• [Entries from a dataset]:
## start

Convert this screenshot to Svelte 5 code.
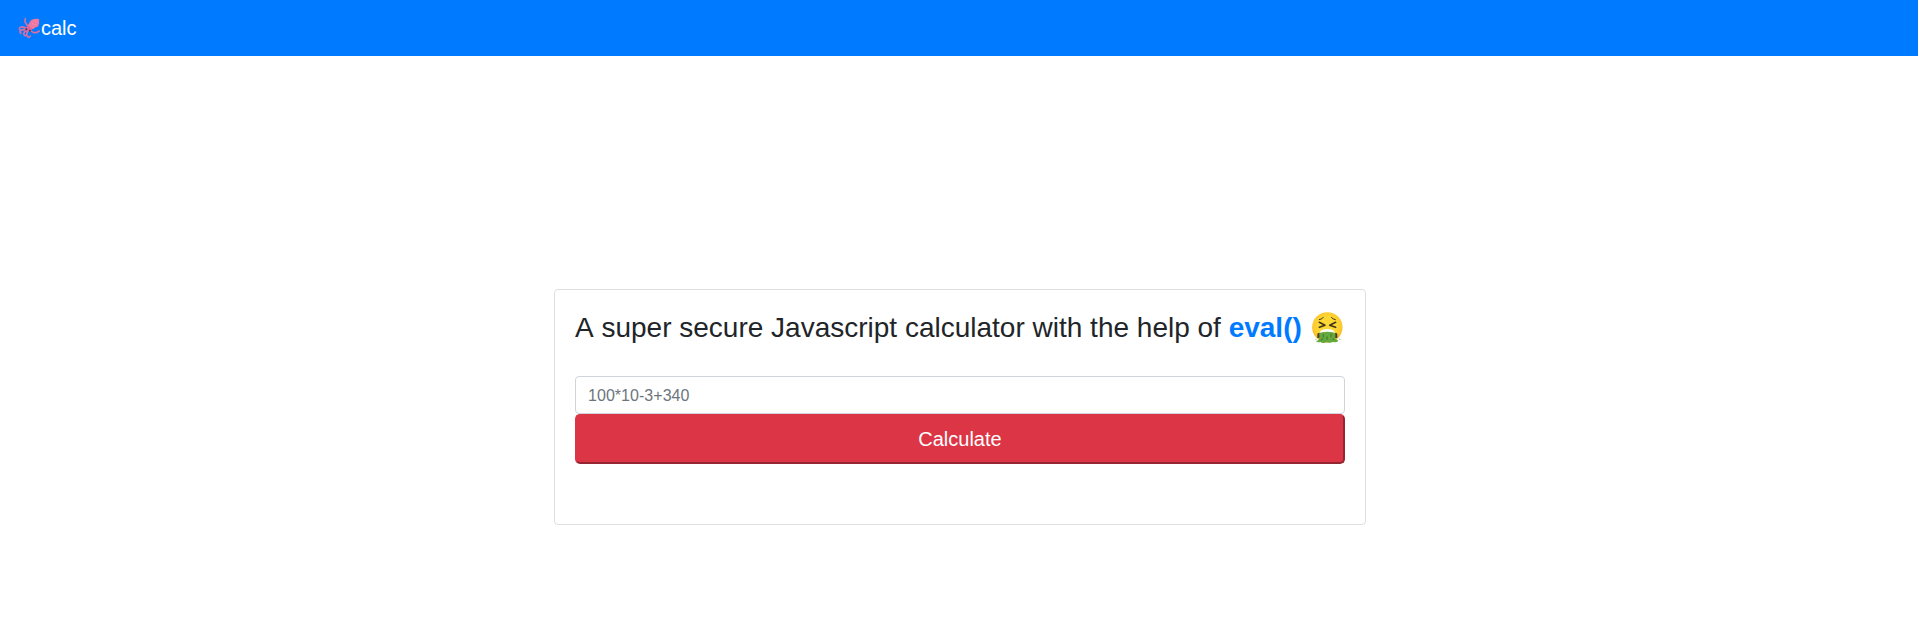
<script>
  let expression = $state('');
</script>

<div class="page">
  <nav>
    <a class="brand" href="/">
      <svg class="squid" viewBox="0 0 66 66" aria-hidden="true">
        <g fill="none" stroke="#dc6ea0" stroke-width="4.8" stroke-linecap="round">
          <path d="M30 32Q29 24 23 18Q19 11 22 5" />
          <path d="M26 35Q15 28 10 30Q3 32 5 38" />
          <path d="M26 39Q14 36 8 41Q3 46 9 49" />
          <path d="M27 41Q15 45 18 53Q21 59 25 54" />
          <path d="M31 41Q23 51 28 58Q33 65 37 57" />
          <path d="M36 39Q42 45 48 47Q56 48 64 42" />
        </g>
        <path fill="#ef769f" d="M32 22C34 16 37 12 40 9Q50 4 63 6Q65 18 60 29L54 30C49 34 44 37 38 38C30 36 27 29 32 22Z" />
        <path fill="#dc6297" d="M30 26Q38 30 42 36Q34 44 23 40Q20 34 30 26Z" />
        <circle cx="25" cy="37" r="3" fill="#493151" />
        <circle cx="36" cy="41" r="2.7" fill="#493151" />
        <circle cx="43" cy="20" r="1.5" fill="#ffacc8" />
        <circle cx="51" cy="22" r="1.5" fill="#ffacc8" />
        <circle cx="52" cy="13" r="1.5" fill="#ffacc8" />
      </svg><span>calc</span>
    </a>
  </nav>

  <main>
    <section class="card">
      <h3>
        <span>A super secure Javascript calculator with the help of <b>eval()</b></span>
        <svg class="face" viewBox="0 0 96 96" aria-hidden="true">
          <defs>
            <radialGradient id="skin" cx=".5" cy=".45" r=".55">
              <stop offset=".5" stop-color="#fdd835" />
              <stop offset=".85" stop-color="#fcc92d" />
              <stop offset="1" stop-color="#f2a51f" />
            </radialGradient>
          </defs>
          <circle cx="46" cy="46" r="45.5" fill="url(#skin)" />
          <g fill="none" stroke="#42351d" stroke-linecap="round" stroke-linejoin="round">
            <path d="M22 31L39 39.500L22 46M71 31L53 39.500L71 46" stroke-width="4.800" />
            <path d="M22 23Q31 22 34 16M70 23Q61 22 58 16" stroke-width="3" />
          </g>
          <path fill="#4e3a20" d="M16 78V66Q17 62 24 62H68Q75 62 76 66V78Z" />
          <path fill="#fff" d="M22 64Q26 51 46 51Q66 51 70 64Z" />
          <path fill="#65a83b" d="M22 64Q26 59 46 59Q66 59 70 64V80Q76 83 79 86Q75 92 63 90Q54 94 44 91Q31 95 25 90Q16 92 12 88Q20 85 22 80Z" />
          <path fill="none" stroke="#438332" stroke-width="4" stroke-linecap="round" d="M34 68V74M45 75V82M57 66V74M28 84L32 81M63 82L65 81" />
          <g fill="#65a83b"><circle cx="83" cy="81" r="1.5" /><circle cx="87" cy="83" r="1.3" /><circle cx="12" cy="82" r="1.5" /></g>
        </svg>
      </h3>
      <form onsubmit={(event) => event.preventDefault()}>
        <input type="text" placeholder="100*10-3+340" aria-label="Expression" bind:value={expression} />
        <button type="submit">Calculate</button>
      </form>
    </section>
  </main>
</div>

<style>
  .page {
    box-sizing: border-box;
    display: flex;
    flex-direction: column;
    height: 628px;
    background: #fff;
    color: #212529;
    font: 16px/1.5 "Liberation Sans", Arial, sans-serif;
  }
  nav {
    box-sizing: border-box;
    display: flex;
    align-items: center;
    height: 56px;
    padding: 0 16px;
    background: #007bff;
  }
  .brand {
    display: flex;
    align-items: center;
    color: #fff;
    font-size: 20px;
    line-height: 30px;
    text-decoration: none;
  }
  .squid {
    width: 22px;
    height: 22px;
    margin: 0 1px 0 2px;
  }
  main {
    display: flex;
    justify-content: center;
    padding: 233px 0 0 2px;
  }
  .card {
    box-sizing: border-box;
    width: 812px;
    height: 236px;
    padding: 20px;
    border: 1px solid #dfdfdf;
    border-radius: 4px;
  }
  h3 {
    display: flex;
    justify-content: space-between;
    height: 34px;
    margin: 0 0 32px;
    font-size: 28px;
    font-weight: 500;
    line-height: 36px;
    font-kerning: none;
    white-space: nowrap;
  }
  b {
    color: #007bff;
    font-weight: 700;
  }
  .face {
    width: 32px;
    height: 32px;
    margin: 2px 1px 0 0;
  }
  form {
    display: flex;
    flex-direction: column;
  }
  input {
    box-sizing: border-box;
    height: 38px;
    padding: 7px 12px 5px;
    border: 1px solid #ced4da;
    border-radius: 4px;
    background: #fff;
    color: #495057;
    font: inherit;
    letter-spacing: 0.04px;
  }
  input::placeholder {
    color: #6c757d;
    opacity: 1;
  }
  button {
    box-sizing: border-box;
    height: 50px;
    padding: 8px 16px;
    border: 2px solid;
    border-color: #dc3545 #942631 #942631 #dc3545;
    border-radius: 5px;
    background: #dc3545;
    color: #fff;
    font: 20px/30px "Liberation Sans", Arial, sans-serif;
  }
</style>
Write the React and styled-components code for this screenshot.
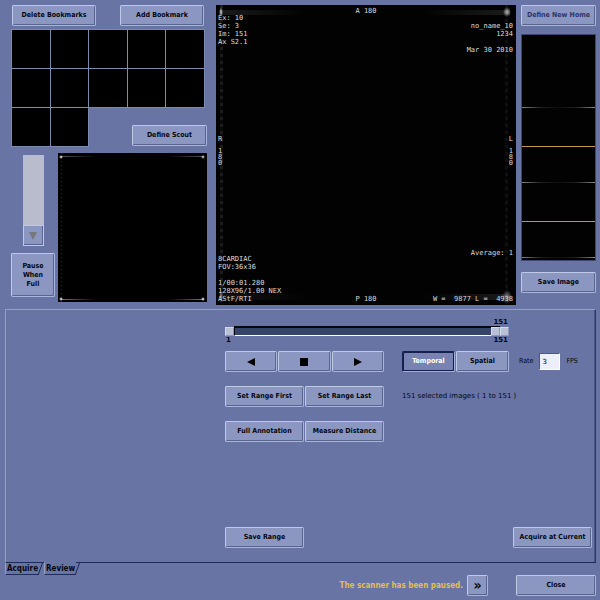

## end

Return the material exactly as given, apart from the pictures.

• [TASK ANSWER]:
Convert this screenshot to Svelte 5 code.
<script>
  let expression = $state('');
</script>

<div class="page">
  <nav>
    <a class="brand" href="/">
      <svg class="squid" viewBox="0 0 66 66" aria-hidden="true">
        <g fill="none" stroke="#dc6ea0" stroke-width="4.8" stroke-linecap="round">
          <path d="M30 32Q29 24 23 18Q19 11 22 5" />
          <path d="M26 35Q15 28 10 30Q3 32 5 38" />
          <path d="M26 39Q14 36 8 41Q3 46 9 49" />
          <path d="M27 41Q15 45 18 53Q21 59 25 54" />
          <path d="M31 41Q23 51 28 58Q33 65 37 57" />
          <path d="M36 39Q42 45 48 47Q56 48 64 42" />
        </g>
        <path fill="#ef769f" d="M32 22C34 16 37 12 40 9Q50 4 63 6Q65 18 60 29L54 30C49 34 44 37 38 38C30 36 27 29 32 22Z" />
        <path fill="#dc6297" d="M30 26Q38 30 42 36Q34 44 23 40Q20 34 30 26Z" />
        <circle cx="25" cy="37" r="3" fill="#493151" />
        <circle cx="36" cy="41" r="2.7" fill="#493151" />
        <circle cx="43" cy="20" r="1.5" fill="#ffacc8" />
        <circle cx="51" cy="22" r="1.5" fill="#ffacc8" />
        <circle cx="52" cy="13" r="1.5" fill="#ffacc8" />
      </svg><span>calc</span>
    </a>
  </nav>

  <main>
    <section class="card">
      <h3>
        <span>A super secure Javascript calculator with the help of <b>eval()</b></span>
        <svg class="face" viewBox="0 0 96 96" aria-hidden="true">
          <defs>
            <radialGradient id="skin" cx=".5" cy=".45" r=".55">
              <stop offset=".5" stop-color="#fdd835" />
              <stop offset=".85" stop-color="#fcc92d" />
              <stop offset="1" stop-color="#f2a51f" />
            </radialGradient>
          </defs>
          <circle cx="46" cy="46" r="45.5" fill="url(#skin)" />
          <g fill="none" stroke="#42351d" stroke-linecap="round" stroke-linejoin="round">
            <path d="M22 31L39 39.500L22 46M71 31L53 39.500L71 46" stroke-width="4.800" />
            <path d="M22 23Q31 22 34 16M70 23Q61 22 58 16" stroke-width="3" />
          </g>
          <path fill="#4e3a20" d="M16 78V66Q17 62 24 62H68Q75 62 76 66V78Z" />
          <path fill="#fff" d="M22 64Q26 51 46 51Q66 51 70 64Z" />
          <path fill="#65a83b" d="M22 64Q26 59 46 59Q66 59 70 64V80Q76 83 79 86Q75 92 63 90Q54 94 44 91Q31 95 25 90Q16 92 12 88Q20 85 22 80Z" />
          <path fill="none" stroke="#438332" stroke-width="4" stroke-linecap="round" d="M34 68V74M45 75V82M57 66V74M28 84L32 81M63 82L65 81" />
          <g fill="#65a83b"><circle cx="83" cy="81" r="1.5" /><circle cx="87" cy="83" r="1.3" /><circle cx="12" cy="82" r="1.5" /></g>
        </svg>
      </h3>
      <form onsubmit={(event) => event.preventDefault()}>
        <input type="text" placeholder="100*10-3+340" aria-label="Expression" bind:value={expression} />
        <button type="submit">Calculate</button>
      </form>
    </section>
  </main>
</div>

<style>
  .page {
    box-sizing: border-box;
    display: flex;
    flex-direction: column;
    height: 628px;
    background: #fff;
    color: #212529;
    font: 16px/1.5 "Liberation Sans", Arial, sans-serif;
  }
  nav {
    box-sizing: border-box;
    display: flex;
    align-items: center;
    height: 56px;
    padding: 0 16px;
    background: #007bff;
  }
  .brand {
    display: flex;
    align-items: center;
    color: #fff;
    font-size: 20px;
    line-height: 30px;
    text-decoration: none;
  }
  .squid {
    width: 22px;
    height: 22px;
    margin: 0 1px 0 2px;
  }
  main {
    display: flex;
    justify-content: center;
    padding: 233px 0 0 2px;
  }
  .card {
    box-sizing: border-box;
    width: 812px;
    height: 236px;
    padding: 20px;
    border: 1px solid #dfdfdf;
    border-radius: 4px;
  }
  h3 {
    display: flex;
    justify-content: space-between;
    height: 34px;
    margin: 0 0 32px;
    font-size: 28px;
    font-weight: 500;
    line-height: 36px;
    font-kerning: none;
    white-space: nowrap;
  }
  b {
    color: #007bff;
    font-weight: 700;
  }
  .face {
    width: 32px;
    height: 32px;
    margin: 2px 1px 0 0;
  }
  form {
    display: flex;
    flex-direction: column;
  }
  input {
    box-sizing: border-box;
    height: 38px;
    padding: 7px 12px 5px;
    border: 1px solid #ced4da;
    border-radius: 4px;
    background: #fff;
    color: #495057;
    font: inherit;
    letter-spacing: 0.04px;
  }
  input::placeholder {
    color: #6c757d;
    opacity: 1;
  }
  button {
    box-sizing: border-box;
    height: 50px;
    padding: 8px 16px;
    border: 2px solid;
    border-color: #dc3545 #942631 #942631 #dc3545;
    border-radius: 5px;
    background: #dc3545;
    color: #fff;
    font: 20px/30px "Liberation Sans", Arial, sans-serif;
  }
</style>
Write the React and styled-components code for this screenshot.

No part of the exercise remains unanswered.